• [Source material]:
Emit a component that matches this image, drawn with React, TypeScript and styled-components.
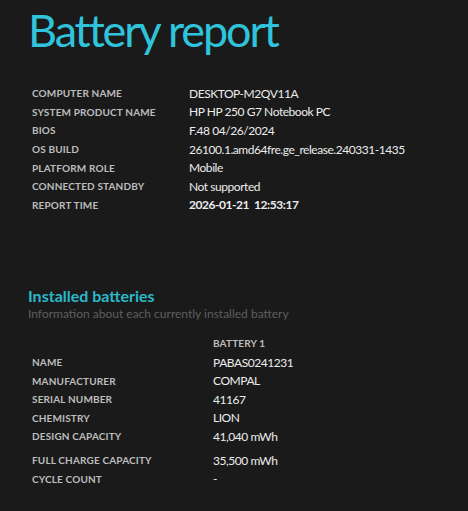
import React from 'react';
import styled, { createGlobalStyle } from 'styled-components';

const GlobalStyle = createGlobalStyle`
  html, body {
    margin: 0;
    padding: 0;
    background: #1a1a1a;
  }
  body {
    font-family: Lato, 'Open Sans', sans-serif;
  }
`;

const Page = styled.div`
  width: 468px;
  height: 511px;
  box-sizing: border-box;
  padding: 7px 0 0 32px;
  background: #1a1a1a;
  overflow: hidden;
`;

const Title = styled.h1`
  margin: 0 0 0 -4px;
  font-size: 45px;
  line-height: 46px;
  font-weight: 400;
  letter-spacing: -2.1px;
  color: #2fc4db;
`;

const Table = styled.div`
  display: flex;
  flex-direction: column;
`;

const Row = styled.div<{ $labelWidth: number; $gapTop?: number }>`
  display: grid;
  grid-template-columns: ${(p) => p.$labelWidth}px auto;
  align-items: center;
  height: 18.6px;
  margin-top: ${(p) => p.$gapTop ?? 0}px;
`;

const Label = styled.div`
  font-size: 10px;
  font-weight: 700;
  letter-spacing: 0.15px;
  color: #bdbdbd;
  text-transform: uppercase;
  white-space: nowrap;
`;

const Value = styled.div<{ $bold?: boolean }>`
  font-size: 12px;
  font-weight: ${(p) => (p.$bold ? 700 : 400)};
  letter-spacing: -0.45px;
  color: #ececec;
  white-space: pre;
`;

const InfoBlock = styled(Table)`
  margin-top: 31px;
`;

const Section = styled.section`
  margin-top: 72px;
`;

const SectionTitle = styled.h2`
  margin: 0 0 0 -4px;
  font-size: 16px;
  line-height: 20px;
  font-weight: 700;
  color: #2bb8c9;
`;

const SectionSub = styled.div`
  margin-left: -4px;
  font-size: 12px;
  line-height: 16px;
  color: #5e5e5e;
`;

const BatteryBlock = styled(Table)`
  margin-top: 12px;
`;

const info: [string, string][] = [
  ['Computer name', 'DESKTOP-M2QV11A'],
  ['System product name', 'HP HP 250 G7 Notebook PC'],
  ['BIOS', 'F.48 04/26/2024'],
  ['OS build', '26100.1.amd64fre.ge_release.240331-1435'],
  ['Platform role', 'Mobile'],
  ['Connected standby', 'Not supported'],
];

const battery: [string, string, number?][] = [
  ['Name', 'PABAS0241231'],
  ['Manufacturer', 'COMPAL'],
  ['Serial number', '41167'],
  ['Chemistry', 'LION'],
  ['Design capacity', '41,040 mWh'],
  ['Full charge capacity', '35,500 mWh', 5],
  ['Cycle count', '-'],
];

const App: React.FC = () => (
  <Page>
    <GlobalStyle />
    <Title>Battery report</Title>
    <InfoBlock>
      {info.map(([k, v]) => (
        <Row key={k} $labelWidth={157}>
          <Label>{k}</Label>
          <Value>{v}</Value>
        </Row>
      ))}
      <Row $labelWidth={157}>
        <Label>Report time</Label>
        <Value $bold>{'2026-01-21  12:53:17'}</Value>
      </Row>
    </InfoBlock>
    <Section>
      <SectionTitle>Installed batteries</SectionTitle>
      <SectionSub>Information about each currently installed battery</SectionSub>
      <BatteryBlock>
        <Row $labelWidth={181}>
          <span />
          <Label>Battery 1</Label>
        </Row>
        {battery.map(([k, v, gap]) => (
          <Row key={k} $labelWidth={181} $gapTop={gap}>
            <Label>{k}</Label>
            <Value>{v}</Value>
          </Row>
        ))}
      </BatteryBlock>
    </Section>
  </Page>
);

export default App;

• [Exercise description]:
Please write out all of the material above without changing a word, and omit any pictures.

• [Response]:
Emit a component that matches this image, drawn with React, TypeScript and styled-components.
import React from 'react';
import styled, { createGlobalStyle } from 'styled-components';

const GlobalStyle = createGlobalStyle`
  html, body {
    margin: 0;
    padding: 0;
    background: #1a1a1a;
  }
  body {
    font-family: Lato, 'Open Sans', sans-serif;
  }
`;

const Page = styled.div`
  width: 468px;
  height: 511px;
  box-sizing: border-box;
  padding: 7px 0 0 32px;
  background: #1a1a1a;
  overflow: hidden;
`;

const Title = styled.h1`
  margin: 0 0 0 -4px;
  font-size: 45px;
  line-height: 46px;
  font-weight: 400;
  letter-spacing: -2.1px;
  color: #2fc4db;
`;

const Table = styled.div`
  display: flex;
  flex-direction: column;
`;

const Row = styled.div<{ $labelWidth: number; $gapTop?: number }>`
  display: grid;
  grid-template-columns: ${(p) => p.$labelWidth}px auto;
  align-items: center;
  height: 18.6px;
  margin-top: ${(p) => p.$gapTop ?? 0}px;
`;

const Label = styled.div`
  font-size: 10px;
  font-weight: 700;
  letter-spacing: 0.15px;
  color: #bdbdbd;
  text-transform: uppercase;
  white-space: nowrap;
`;

const Value = styled.div<{ $bold?: boolean }>`
  font-size: 12px;
  font-weight: ${(p) => (p.$bold ? 700 : 400)};
  letter-spacing: -0.45px;
  color: #ececec;
  white-space: pre;
`;

const InfoBlock = styled(Table)`
  margin-top: 31px;
`;

const Section = styled.section`
  margin-top: 72px;
`;

const SectionTitle = styled.h2`
  margin: 0 0 0 -4px;
  font-size: 16px;
  line-height: 20px;
  font-weight: 700;
  color: #2bb8c9;
`;

const SectionSub = styled.div`
  margin-left: -4px;
  font-size: 12px;
  line-height: 16px;
  color: #5e5e5e;
`;

const BatteryBlock = styled(Table)`
  margin-top: 12px;
`;

const info: [string, string][] = [
  ['Computer name', 'DESKTOP-M2QV11A'],
  ['System product name', 'HP HP 250 G7 Notebook PC'],
  ['BIOS', 'F.48 04/26/2024'],
  ['OS build', '26100.1.amd64fre.ge_release.240331-1435'],
  ['Platform role', 'Mobile'],
  ['Connected standby', 'Not supported'],
];

const battery: [string, string, number?][] = [
  ['Name', 'PABAS0241231'],
  ['Manufacturer', 'COMPAL'],
  ['Serial number', '41167'],
  ['Chemistry', 'LION'],
  ['Design capacity', '41,040 mWh'],
  ['Full charge capacity', '35,500 mWh', 5],
  ['Cycle count', '-'],
];

const App: React.FC = () => (
  <Page>
    <GlobalStyle />
    <Title>Battery report</Title>
    <InfoBlock>
      {info.map(([k, v]) => (
        <Row key={k} $labelWidth={157}>
          <Label>{k}</Label>
          <Value>{v}</Value>
        </Row>
      ))}
      <Row $labelWidth={157}>
        <Label>Report time</Label>
        <Value $bold>{'2026-01-21  12:53:17'}</Value>
      </Row>
    </InfoBlock>
    <Section>
      <SectionTitle>Installed batteries</SectionTitle>
      <SectionSub>Information about each currently installed battery</SectionSub>
      <BatteryBlock>
        <Row $labelWidth={181}>
          <span />
          <Label>Battery 1</Label>
        </Row>
        {battery.map(([k, v, gap]) => (
          <Row key={k} $labelWidth={181} $gapTop={gap}>
            <Label>{k}</Label>
            <Value>{v}</Value>
          </Row>
        ))}
      </BatteryBlock>
    </Section>
  </Page>
);

export default App;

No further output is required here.